PathologyDataScience / BCSS

Use this to download all elements of the BCSS dataset described in: Amgad M, Elfandy H, ..., Gutman DA, Cooper LAD. Structured crowdsourcing enables convolutional segmentation of histology images. Bioinformatics. 2019. doi: 10.1093/bioinformatics/btz083
MIT License
140 stars 16 forks source link

502 Bad Gateway #17

Closed player1321 closed 3 years ago

player1321 commented 3 years ago

Hello,

I ran python download_crowdsource_dataset.py but got 502 Bad Gateway:

girder_client.HttpError: HTTP error 502: POST https://demo.kitware.com/histomicstk/api/v1/api_key/token?key=n0Kp1ez8YOnOiWNoACryzeBlIzbUDW3iOD2DmPLI
Response text: <html>
<head><title>502 Bad Gateway</title></head>
<body bgcolor="white">
<center><h1>502 Bad Gateway</h1></center>
<hr><center>nginx/1.14.0 (Ubuntu)</center>
</body>
</html>

Is the data not available now?

mostafajahanifar commented 3 years ago

Hi, I have the same issue here. It seems that the histomicstk is not working at the moment. But it's odd that it has been down at least for three days now. @kheffah can you please confirm if this is the issue? Thanks,

kheffah commented 3 years ago

Dear @player1321 and @mostafajahanifar Thank you for raising this issue. It seems the Kitware server has been down a few times lately. To avoid disruptions, now the dataset can also be downloaded directly at 0.25 MPP, using this direct link.

mostafajahanifar commented 3 years ago

Dear @player1321 and @mostafajahanifar Thank you for raising this issue. It seems the Kitware server has been down a few times lately. To avoid disruptions, now the dataset can also be downloaded directly at 0.25 MPP, using this direct link.

That is also color normalized, Wonderful!
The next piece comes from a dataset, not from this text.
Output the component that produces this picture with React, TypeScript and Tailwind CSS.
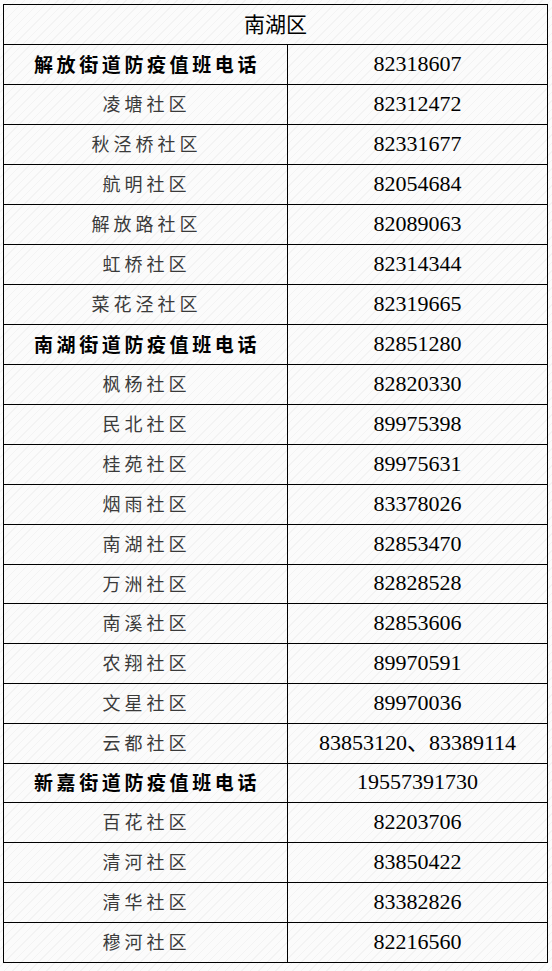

Thanks for the prompt reply Mohamed.

mostafajahanifar commented 3 years ago

Sorry @kheffah, I understand you have closed this issue, but can you kindly provide the information on the train/validation/test splits as well.

kheffah commented 3 years ago

@mostafajahanifar You are more than welcome. I like to separate training and testing sets by hospital for a better reflection of the external generalization of the model. The train/test split used for the model in our paper is discussed here. Recently, I've switched to internal-external cross-validation, where the hospitals that constitute the testing set are switched around to provide some variance around the accuracy metric -- for example, see how we split the train-test sets for the NuCLS paper here. Note that some hospitals have more slides than others. In my recent projects, I make sure each fold has at least one "big" hospital, having at least 9 slides. Note that the slide name encodes the hospital name, so the slide TCGA-E2-A14X-DX1, for example, comes from the hospital E2.

I hope this answers your question. Let me know if you need any clarifications.

mostafajahanifar commented 3 years ago

@mostafajahanifar You are more than welcome. I like to separate training and testing sets by hospital for a better reflection of the external generalization of the model. The train/test split used for the model in our paper is discussed here. Recently, I've switched to internal-external cross-validation, where the hospitals that constitute the testing set are switched around to provide some variance around the accuracy metric -- for example, see how we split the train-test sets for the NuCLS paper here. Note that some hospitals have more slides than others. In my recent projects, I make sure each fold has at least one "big" hospital, having at least 9 slides. Note that the slide name encodes the hospital name, so the slide TCGA-E2-A14X-DX1, for example, comes from the hospital E2.

I hope this answers your question. Let me know if you need any clarifications.

Thank you very much @kheffah for your detailed explanations. I cannot agree more with the new internal-external cross-validation scheme that you are taking. However, for this particular purpose I want to compare my model performance with your baseline for which you directed me to the related information. Again, I appreciate your help.

kheffah commented 3 years ago

@mostafajahanifar You're more than welcome. Let me know if you need anything else.

mostafajahanifar commented 3 years ago

@player1321 and @kheffah , just to let you know, I have contacted the Kitware people and they have fixed the problem with the website. So, I guess it's problem-free to use the code for dataset extraction now.

kheffah commented 3 years ago

@mostafajahanifar Thank you! That was very nice of you.